Lebih jauh Heru menjelaskan, dalam laporan BPK itu sama sekali tidak disebut adanya total kerugian negara yang ditimbulkan dari program pembayaran paspor secara elektronik.
“Hitungan kerugian negara itu tidak ada, diperkuat pula dengan informasi Bareskrim sedang menunggu penghitungan yang dilakukan BPK,” ungkapnya.
Heru juga membantah adanya pungutan liar sebesar Rp 605 juta dari program pembayaran paspor secara elektronik ini.

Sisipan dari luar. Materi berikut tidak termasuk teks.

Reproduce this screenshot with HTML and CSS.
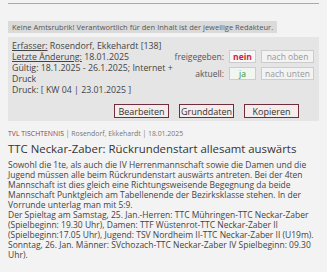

Menurutnya, jika benar ada dana senilai Rp 605 juta itu, Heru berkeyakinan uang itu merupakan biaya resmi dalam transaksi perbankan yang ditarik senilai Rp 5000 untuk setiap transaksi pembuatan paspor.
“Soal pembayaran paspor secara elektronik itu tidak wajib, dan merupakan pilihan pemohon paspor sendiri dan atas persetujuan pemohon pembuat paspor,” tuntasnya.
Bantahan dari pihak Denny ini bertolak belakang dengan pernyataan Kadiv Humas Mabes Polri, Brigjen Pol Anton Charliyan yang mengatakan adanya pungutan tidak sah dalam kasus yang diduga kuat melibatkan bekas Wakil Menteri Hukum dan HAM Denny Indrayana.
Menurut Anton berdasarkan penyelidikan sejak Desember 2014, penyidik menemukan adanya kerugian negara sebesar Rp 32.093.692.000. Penyidik juga menemukan dugaan pungutan liar sebesar Rp 605 juta dari sistem tersebut.
“Apalagi, pembukaan rekening itu seharusnya atas seizin menteri. Nah ini tidak, rekening itu hanya diketahui pimpro (pimpinan proyek) dan pihak bank swasta,” ujar Anton di kantornya, beberapa waktu lalu.